In The Classical Tradition, Gilbert Highet speaks of “a class of teacher that we tend to forget, although we should remember them with admiration and affection. These are the fathers who introduced their sons to the great books and the beautiful languages of Greece and Rome, who awakened their interest, and helped them over the dry sands and stubborn fences, and studied along with them, until often the sons became famous men whom we admire as though they had produced themselves out of nothing. That is true fatherhood, not only to beget the body but to help in making the mind of your son.”
Many fathers referenced in Scripture and history are very poor examples of this; many shirked the duty of helping to make a son’s mind. On the other hand, many dads have been wonderful examples of devotion, of willingness to forego their own pleasure and sometimes their welfare, for that of their children, because they have a vision for generations rather than for their own lives alone.
As a Christian school headmaster, I’ve seen this principle carried out numerous times: faithful fathers blessing their sons and daughters by their personal obedience to the gospel and their willingness to live out before their children that sacrificial living spoken of above, and faithless fathers cursing their children through their unfaithfulness. Truly, the sins of the fathers will be visited upon the children unto the third and fourth generations. Fathers “misunderestimate” their importance to their sons’ well being at their own peril.
Isaac Casaubon, a Reformation scholar, was learning Greek from his father at the age of nine when news of the St. Bartholomew's Day massacre drove them to the hills; his father continued the Greek lessons in a cave. I guess we know what Isaac’s dad thought was important.
When Montaigne was a child, his father hired a Latin tutor for his son; the tutor was required to speak to the boy only in Latin, as was the rest of the family. Young Montaigne learned Latin as his native tongue, and for the rest of his life he read for pleasure in the ancient authors. His father taught him Greek by making it a game, a private language they could use between them.
The English statesman William Pitt the Younger was taught by his father, who would have William translate aloud at sight from the Greek and Latin classics. He was skillful at this by the time he was a teenager. It is to this education that Pitt later attributed his immense command of language and his fertile imagery in the famous speeches he gave in Parliament.

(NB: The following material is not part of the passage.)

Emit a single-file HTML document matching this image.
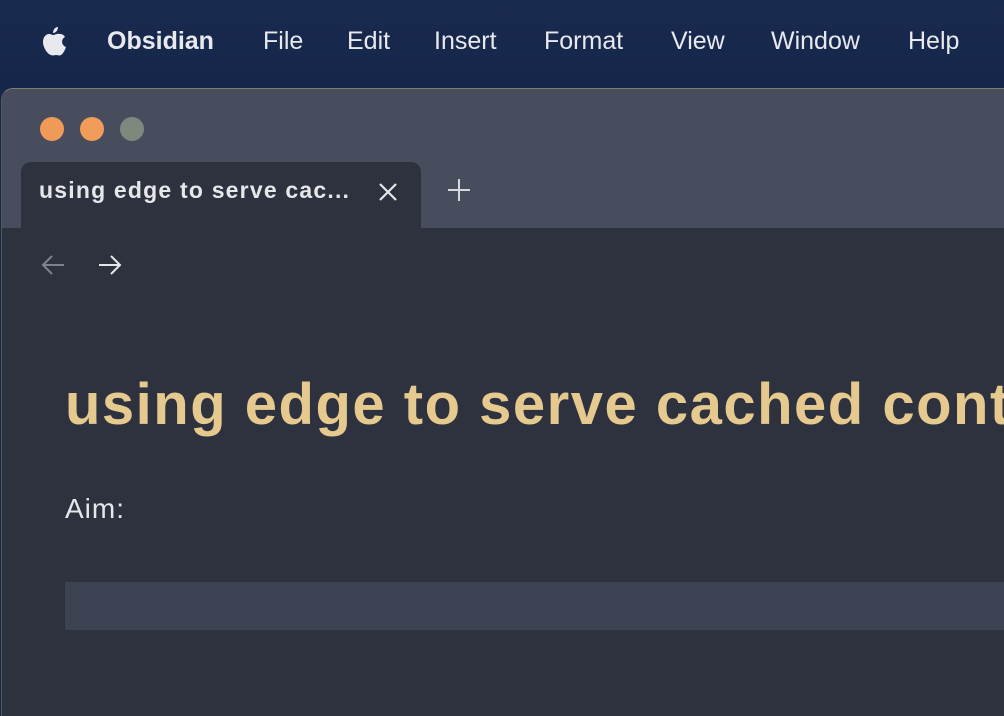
<!DOCTYPE html>
<html><head><meta charset="utf-8"><style>
*{margin:0;padding:0;box-sizing:border-box}
html,body{width:1004px;height:716px;overflow:hidden}
body{background:#162848;font-family:"Liberation Sans",sans-serif;position:relative}
.menu{position:absolute;top:0;left:0;width:1004px;height:88px;background:linear-gradient(#182a4e,#15264a)}
.menu span{position:absolute;top:27px;font-size:25px;color:#e8e9ee}
.win{position:absolute;left:1px;top:88px;width:1010px;height:628px;background:#2e323e;border-radius:12px 0 0 0;border-top:1px solid #7a8070;border-left:1px solid #555a60;overflow:hidden}
.title{position:absolute;left:0;top:0;width:100%;height:139px;background:#474d5d}
.dot{position:absolute;top:28px;width:24px;height:24px;border-radius:50%}
.tab{position:absolute;left:19px;top:73px;width:400px;height:70px;background:#2e323e;border-radius:10px 10px 0 0}
.tabt{position:absolute;left:37px;top:88px;font-size:23px;font-weight:bold;color:#e6e7ea;letter-spacing:1.2px}
.content{position:absolute;left:0;top:139px;width:100%;height:520px;background:#2e323e}
h1{position:absolute;left:63px;top:282px;font-size:58px;font-weight:bold;color:#e5c98f;white-space:nowrap;letter-spacing:1.5px}
.aim{position:absolute;left:63px;top:404px;font-size:28px;color:#e6e7ea;letter-spacing:1px}
.code{position:absolute;left:63px;top:493px;width:960px;height:48px;background:#3d4352}
</style></head><body>
<div class="menu">
<svg style="position:absolute;left:38px;top:25px" width="30" height="34" viewBox="0 0 30 34"><path fill="#e8e9ee" d="M20 2c0 3-2 6-5 6 0-3 2-6 5-6zM15 10c2 0 4-2 7-1 2 0 4 1 5 3-4 2-4 8 1 10-1 3-3 7-5 8-2 1-3 0-5 0s-3 1-5 0C9 29 5 22 5 17c0-5 3-8 6-8 2 0 3 1 4 1z"/></svg>
<span style="left:107px;font-weight:bold">Obsidian</span>
<span style="left:263px">File</span>
<span style="left:347px">Edit</span>
<span style="left:434px">Insert</span>
<span style="left:544px">Format</span>
<span style="left:671px">View</span>
<span style="left:771px">Window</span>
<span style="left:908px">Help</span>
</div>
<div class="win">
<div class="title"></div>
<div class="dot" style="left:38px;background:#f09a58"></div>
<div class="dot" style="left:78px;background:#f29c5a"></div>
<div class="dot" style="left:118px;background:#7e887d"></div>
<div class="tab"></div>
<div class="tabt">using edge to serve cac...</div>
<svg style="position:absolute;left:375px;top:92px" width="22" height="22"><path d="M3 3L19 19M19 3L3 19" stroke="#e6e7ea" stroke-width="2.2"/></svg>
<svg style="position:absolute;left:445px;top:89px" width="24" height="24"><path d="M12 1V23M1 12H23" stroke="#d8d9dc" stroke-width="2"/></svg>
<div class="content"></div>
<svg style="position:absolute;left:38px;top:165px" width="26" height="22"><path d="M24 11H3M12 2L3 11L12 20" stroke="#7d8290" stroke-width="2" fill="none"/></svg>
<svg style="position:absolute;left:95px;top:165px" width="26" height="22"><path d="M2 11H23M14 2L23 11L14 20" stroke="#e6e7ea" stroke-width="2" fill="none"/></svg>
<h1>using edge to serve cached content</h1>
<div class="aim">Aim:</div>
<div class="code"></div>
</div>
</body></html>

John Stuart Mill came from a large family. Mill’s father began teaching him Greek when he was only three, and Latin when he was eight. Under his father’s tutelage, by the time Mill was twelve years old he had read most of the Greek and Roman poets, philosophers, and historians in the original languages. By his eighth year, Mill had read a dozen of the great English historians, including Gibbon's Decline and Fall of the Roman Empire. Mill’s father walked an hour every morning for his health, and for ten years took John along, questioning him about his reading, explaining difficult points, and suggesting other reading for the boy to follow.
All of these fathers were deeply involved with their son’s intellectual development, helping them in their studies or teaching the boys themselves. But more importantly, all of these fathers were themselves devoted to learning; they loved reading, conversation, and the company of other men who felt the same.
If we want our sons to love learning, desire knowledge, and appreciate our intellectual inheritance, we must do what these fathers did: we must model it by loving, desiring, and appreciating those things ourselves. It is not enough for mom to believe in the value of books and to love them; it is not enough to send them to a good classical Christian school. If dads despise learning, by word or apathy, will the apple fall far from the tree? Very few fathers would say, “Learning's a waste of time, boy;” but many say it very clearly by their apathy. Few fathers would say to their children, “The gospel may be true for you, but not for me.” Likewise, far too many say it with their actions.
The most crucial element in a son's education and training in righteousness is not the curriculum he follows, but his father’s example of learning and godliness. The best training is a father’s selfless devotion to his God, his wife, and his children. The best curriculum is a father’s choice of conversation at the dinner table, the questions he asks of his sons and daughters, the books he reads to them, and especially the books he reads late at night when no one is watching to see if he turns on the television.